The sad irony, of course, is that we’ve been here before. When America tried the same, elevating a third-rate businessman who just happened to have his own reality TV show, the result was mocked, fairly and predictably, especially by those with a more liberal outlook. Trump was sentimental about a vanished America. He was populism’s raving ego and “Fake News” was the accusation he levelled at any reporter who dared to quote facts at him. Fast forward three years: the Mueller Report is in and Donald Trump is apparently as bad a president as he was a businessman; a micromanaging grifter who recognises that success is only as big as you’re able to spin it.
Yet Trump abides because his opponents have yet to prove themselves any better. They indulge our appetite for easy answers, cults of personality, and the shallow promises of celebrity. Thunberg and Zelenskiy are but two facets of the same phenomenon that sees Alexandria Ocasio-Cortez rise on the back of undeliverable solutions to old problems.
“That’s not legislation. It’s a list of aspirations,” said Nancy Pelosi, accurately summing up the split in the Democratic Party between those that seek pragmatic ways forward and those that weave fantastic narratives with catchy media friendly titles such as the “Green New Deal”.
When the experts have failed to explain issues that are inherently difficult, people routinely turn away from difficulty and give a chance to the reductive and naïve. Where facts have failed to convince, they give feelings a chance. Where science offers no easy solutions, might celebrity be any better? Why read the work of, say, Professor Philip Alston, the UN’s expert on poverty, when you can listen to Professor Green who isn’t by any stretch of the imagination a professor? It doesn’t seem to matter that his title is self-appointed so long as he makes BBC documentaries about poverty that feel right.
It would be easy to get angry about our failure to embrace real science, rational thinking, and empirical research but we should at least recognise this enthusiasm for quasi-supernatural idolatry for what it is. That’s not to say that Thunberg, Zelenskiy, AOC, or Green, might not have some answers (they certainly ask good questions) about climate change, how democracies interface with Russia, overcoming right-wing populism, or poverty in the UK. Yet it’s all very thin soup we’re sipping.
Just focussing on the former: Thunberg commands audiences who hang on her every word but it’s hard to see what it is about this everyday ordinary daughter of a Swedish opera superstar that would make her such a prodigy. “There’s no bullshit with Greta Thunberg,” wrote Pauline Bock in The New Statesman back in February. Suzanne Moore in The Guardian today speaks in equally unequivocal terms:
“I have watched Greta Thunberg and wondered where her extraordinary power comes from, before realising it is in her total refusal to reassure us that everything is going to be all right. It’s a very feminine thing, an infantile thing, to want to please, and yet here is a 16-year-old girl telling grownups that it is not fine.
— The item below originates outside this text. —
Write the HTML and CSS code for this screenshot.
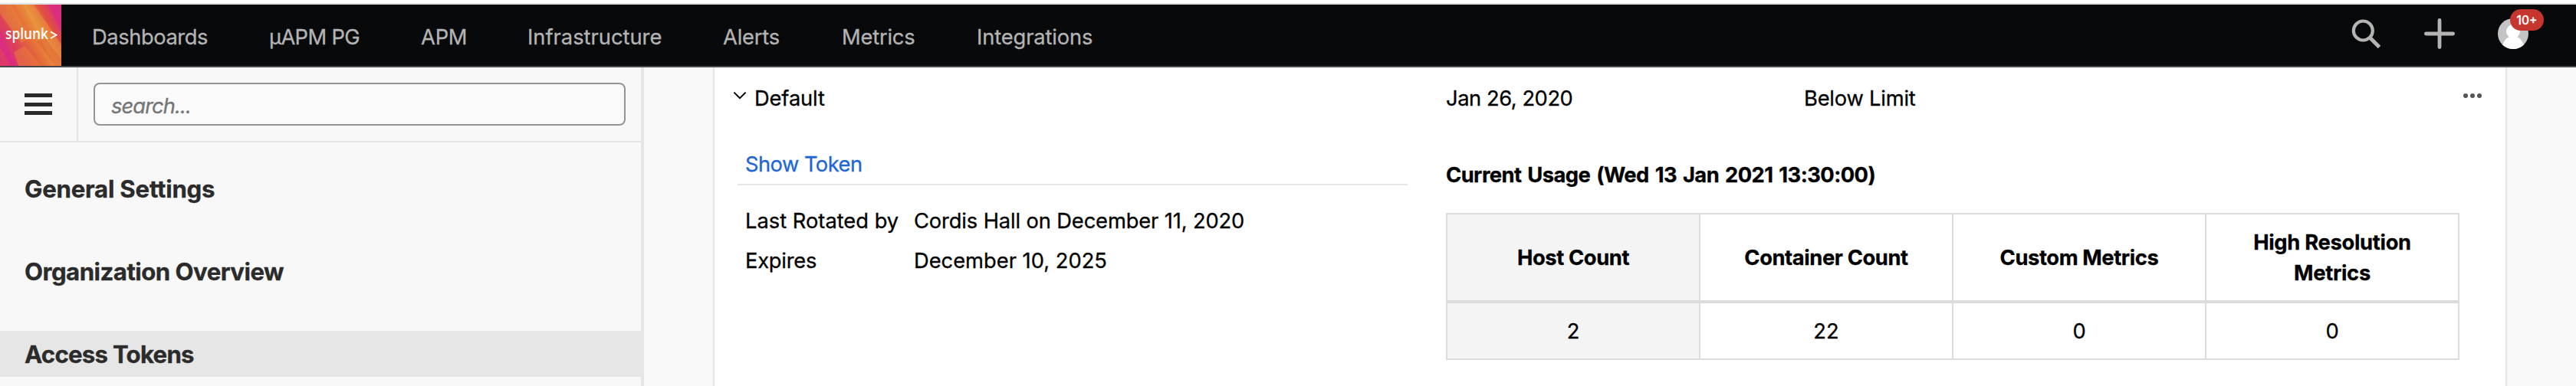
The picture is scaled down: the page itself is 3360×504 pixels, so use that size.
FILE: index.html
```html
<!DOCTYPE html>
<html lang="en">
<head>
<meta charset="utf-8">
<title>Access Tokens</title>
<link rel="stylesheet" href="styles.css">
</head>
<body>
<header class="topbar">
  <svg class="logo" viewBox="0 0 80 80" width="80" height="80">
    <defs>
      <linearGradient id="lg" x1="0" y1="0.75" x2="1" y2="0.2">
        <stop offset="0" stop-color="#d92c84"/>
        <stop offset=".22" stop-color="#dc4058"/>
        <stop offset=".45" stop-color="#e56c38"/>
        <stop offset=".62" stop-color="#e8903c"/>
        <stop offset=".8" stop-color="#e0503f"/>
        <stop offset="1" stop-color="#da2f80"/>
      </linearGradient>
    </defs>
    <rect width="80" height="80" fill="url(#lg)"/>
    <path d="M0 0h14l26 42-12 8L0 12z" fill="#e8873a" opacity=".55"/>
    <path d="M30 0h14l36 52v28h-8z" fill="#ea9a3e" opacity=".5"/>
    <path d="M18 62l14-8 22 26H24z" fill="#e8793a" opacity=".6"/>
    <path d="M0 34l22 46H0z" fill="#db2b86" opacity=".65"/>
    <path d="M0 56l14 24H0z" fill="#df3f62" opacity=".8"/>
    <path d="M62 0h18v36z" fill="#db2d80" opacity=".8"/>
    <path d="M48 48l10-5 22 28v9h-8z" fill="#dd5a34" opacity=".45"/>
    <text class="logo-text" x="7" y="45" textLength="56" lengthAdjust="spacingAndGlyphs">splunk</text>
    <path d="M66 35.4l7.4 4.3-7.4 4.3" fill="none" stroke="#fff" stroke-width="1.9"/>
  </svg>
  <nav class="nav">
    <a class="t42">Dashboards</a>
    <a class="t61">µAPM PG</a>
    <a class="t20">APM</a>
    <a class="t0">Infrastructure</a>
    <a class="t20">Alerts</a>
    <a class="t20">Metrics</a>
    <a class="t13">Integrations</a>
  </nav>
  <div class="tools">
    <svg class="tool-search" width="40" height="40" viewBox="0 0 40 40">
      <circle cx="16.3" cy="16" r="12.5" fill="none" stroke="#b3b4b3" stroke-width="4.2"/>
      <path d="M25 25l12.5 12.5" stroke="#b3b4b3" stroke-width="5"/>
    </svg>
    <svg class="tool-add" width="40" height="40" viewBox="0 0 40 40">
      <path d="M20 2.4v35.2M2.4 20h35.2" stroke="#b3b4b3" stroke-width="4.8" stroke-linecap="round"/>
    </svg>
    <div class="account">
      <svg width="40" height="40" viewBox="0 0 40 40">
        <defs><clipPath id="av"><circle cx="20" cy="20" r="20"/></clipPath></defs>
        <g clip-path="url(#av)">
          <rect width="40" height="40" fill="#c4c4c4"/>
          <circle cx="20" cy="17" r="9" fill="#fff"/>
          <path d="M6 36c2-8 6.500-12 11-12h6c4.500 0 9 4 11 12v6H6z" fill="#fff"/>
        </g>
      </svg>
      <span class="badge">10+</span>
    </div>
  </div>
</header>
<div class="page">
  <aside class="sidebar">
    <div class="side-head">
      <div class="menu-btn"><i></i><i></i><i></i></div>
      <div class="search-wrap"><div class="search">search...</div></div>
    </div>
    <div class="side-nav">
      <a class="t23">General Settings</a>
      <a class="t53">Organization Overview</a>
      <a class="t75 active">Access Tokens</a>
    </div>
  </aside>
  <main class="main">
    <section class="card">
      <div class="row">
        <div class="name">
          <svg width="18" height="12" viewBox="0 0 18 12"><path d="M1.400 1.600L9 9.200l7.600-7.600" fill="none" stroke="#000" stroke-width="2"/></svg>
          <span class="t13">Default</span>
        </div>
        <div class="t44">Jan 26, 2020</div>
        <div class="status t20">Below Limit</div>
        <svg class="more" width="24" height="6" viewBox="0 0 24 6"><g fill="#555"><circle cx="3" cy="3" r="3"/><circle cx="12" cy="3" r="3"/><circle cx="21" cy="3" r="3"/></g></svg>
      </div>
      <div class="details">
        <div class="token">
          <div class="show"><a class="t53">Show Token</a></div>
          <dl class="facts">
            <dt class="t0">Last Rotated by</dt><dd class="t13">Cordis Hall on December 11, 2020</dd>
            <dt class="t23">Expires</dt><dd class="t0">December 10, 2025</dd>
          </dl>
        </div>
        <div class="usage">
          <h3>Current Usage (Wed 13 Jan 2021 13:30:00)</h3>
          <table>
            <thead><tr><th class="t38 shade">Host Count</th><th class="t38">Container Count</th><th class="t38">Custom Metrics</th><th class="t28">High Resolution<br>Metrics</th></tr></thead>
            <tbody><tr><td class="shade">2</td><td>22</td><td>0</td><td>0</td></tr></tbody>
          </table>
        </div>
      </div>
    </section>
  </main>
</div>
</body>
</html>
```
FILE: styles.css
```css
* { box-sizing: border-box; }
body {
  margin: 0;
  height: 504px;
  overflow: hidden;
  background: #fff;
  color: #000;
  font: 27.3px/40px Inter, "Liberation Sans", sans-serif;
  -webkit-text-stroke: .3px currentColor;
}
svg { display: block; }

/* letter tracking */
.t0 { letter-spacing: 0; }
.t13 { letter-spacing: -.13px; }
.t20 { letter-spacing: -.2px; }
.t23 { letter-spacing: -.23px; }
.t28 { letter-spacing: -.28px; }
.t38 { letter-spacing: -.38px; }
.t42 { letter-spacing: -.42px; }
.t44 { letter-spacing: -.44px; }
.t53 { letter-spacing: -.53px; }
.t61 { letter-spacing: -.61px; }
.t75 { letter-spacing: -.75px; }

/* top bar */
.topbar {
  display: flex;
  height: 84px;
  margin-top: 4px;
  border-top: 2px solid #dfe1e2;
  border-bottom: 2px solid #47464b;
  background: #08090b;
  color: #b3b4b3;
}
.logo-text {
  font: 600 20px "Open Sans", sans-serif;
  fill: #fff;
  -webkit-text-stroke: 0;
}
.nav {
  display: grid;
  grid-template-columns: 231px 198px 139px 255px 155px 176px auto;
  padding: 23px 0 0 40px;
}
.tools {
  display: flex;
  margin-left: auto;
  padding: 18px 62px 0 0;
}
.tool-search { margin-right: 56px; }
.tool-add { margin-right: 56px; }
.account { position: relative; width: 40px; height: 40px; }
.badge {
  position: absolute;
  left: 16px;
  top: -12px;
  width: 44px;
  height: 28px;
  border-radius: 14px;
  background: #c6352e;
  color: #fff;
  font-size: 15.5px;
  font-weight: 500;
  line-height: 29px;
  text-align: center;
}

.page { display: flex; height: 416px; }

/* sidebar */
.sidebar {
  width: 840px;
  border-right: 4px solid #e6e6e6;
  background: #f8f8f8;
  color: #2b2b2b;
}
.side-head {
  display: flex;
  height: 98px;
  border-bottom: 2px solid #e6e6e6;
}
.menu-btn {
  display: flex;
  flex-direction: column;
  gap: 6.500px;
  width: 102px;
  padding: 34px 32px 0;
  border-right: 2px solid #e6e6e6;
}
.menu-btn i { width: 36px; height: 5px; background: #2b2b2b; }
.search-wrap { flex: 1; padding: 20px 20px 0; }
.search {
  height: 56px;
  padding: 5px 21px 0;
  border: 2px solid #949494;
  border-radius: 8px;
  background: #fafafa;
  color: #757575;
  font-style: italic;
  line-height: 48px;
  letter-spacing: -.9px;
}
.side-nav {
  display: flex;
  flex-direction: column;
  gap: 48px;
  padding-top: 30px;
}
.side-nav a {
  height: 60px;
  padding: 1px 0 0 32px;
  font-size: 31.2px;
  font-weight: 700;
  line-height: 60px;
}
.side-nav .active { background: #e6e6e6; }

/* content */
.main { flex: 1; padding: 0 90px; background: #f9f9f9; }
.card {
  height: 416px;
  padding-top: 21px;
  border: solid #e6e6e6;
  border-width: 0 2px;
  background: #fff;
}
.row {
  display: grid;
  grid-template-columns: 954px 467px 1fr auto;
  padding-right: 31px;
}
.name { display: flex; gap: 10px; padding-left: 24px; }
.name svg { margin-top: 10px; }
.more { margin-top: 13px; }
.details {
  display: grid;
  grid-template-columns: 874px 1322px;
  column-gap: 50px;
  padding-left: 30px;
}
.show {
  height: 93px;
  padding: 46px 0 0 10px;
  border-bottom: 2px solid #e6e6e6;
  color: #2167d3;
}
.facts {
  display: grid;
  grid-template-columns: 220px auto;
  row-gap: 12px;
  margin: 27px 0 0;
  padding-left: 10px;
}
.facts dd { margin: 0; }
.usage { padding-top: 60px; }
.usage h3 {
  margin: 0 0 29px;
  font-size: inherit;
  font-weight: 700;
  letter-spacing: -.54px;
  word-spacing: 2px;
}
table {
  width: 1322px;
  table-layout: fixed;
  border-collapse: separate;
  border-spacing: 0;
  border-left: 2px solid #dcdcdc;
  border-top: 2px solid #dcdcdc;
  text-align: center;
}
th, td { padding: 2px 0 0; border-right: 2px solid #dcdcdc; }
th { height: 116px; border-bottom: 4px solid #dcdcdc; font-weight: 700; }
td { height: 74px; border-bottom: 2px solid #dcdcdc; }
.shade { background: #f4f4f4; }
```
That we have destroyed her hopes and dreams and must act.”
You might be forgiven for thinking that “extraordinary power” which Moore describes is indistinguishable from the nervous energy of a 16-year-old speaking to a crowd. Thunberg’s faltering delivery (she admirably struggles with Asperger’s Syndrome) overlays an innocent call-to-arms onto a message that has been heard many times before. Speaking at the London Extinction Rebellion, she said that “we are now facing an existential crisis, the climate crisis and ecological crisis which have never been treated as crises before, they have been ignored for decades.”
To which one might ask, in the tone of Basil Fawlty: have they? Have they really? “Can’t we get you on Mastermind, Sybil? Next contestant Sybil Fawlty from Torquay, specialist subject the bleeding obvious.” Because a scolding from a 16-year-old would resonate more (and sound a good deal less presumptuous) if it differed in any substantial way from Trump’s habitual formula of “nobody has seen anything like this before” or “people tell me this is the first time that…”
Those of us who have endured more than sixteen years on this complicated planet might have noticed that the Climate Debate has occupied quite a bit of our time since the 1960s when the rise in CO2 first began to trigger fears of “global warming” (a terrible phrase that still haunts bad thinking around the science to this day). Simply calling it a “crisis” (again) does nothing to alter the politics, economics, or, more fundamentally, human nature that we’ve been struggling to figure out for much of our lives. It does even less to halt the (for the moment) exponential nature of the population curve, the product of the most basic of human compulsions. It certainly doesn’t address the wars, immigration, and famine that will happen when resources (including fresh water) begin to run out. Nor does it address the problem of pollution caused by emerging economies or the practical politics of turning even technologically advanced nations green.
She certainly offered no advice to Emmanuel Macron, to whom she appealed earlier this year with the warning “you need to take action now, not just talking about taking action”. She certainly didn’t help him solve his problems with the gilets jaunes who, it should be remembered, took to the streets after he tried to impose a greener fuel tax. Indeed, Macron is key to much of this; a politician who has tried to push his nation towards a green future but discovering what all nations will ultimately discover — that green politics are hard to deliver when people can use the ballot box to seek their own selfish ends.
Simply demanding that a problem be fixed does not make a problem fixable, any more than Volodymyr Zelenskiy speaking of Ukraine’s future membership of the EU and NATO make it possible to negate Russia’s fierce opposition to a powerful foe approaching its western border.
Admirable though Thunberg’s intentions may be, marching for the environment does nothing unless it begins to change human nature in a profound way. Rather than speaking to governments that are ultimately the vehicles of people’s beliefs, it’s the people themselves she needs to address. If she can figure out how to change people and make us amenable to the sacrifices that a properly green economy would entail, then she will be worthy of the plaudits she has already earned.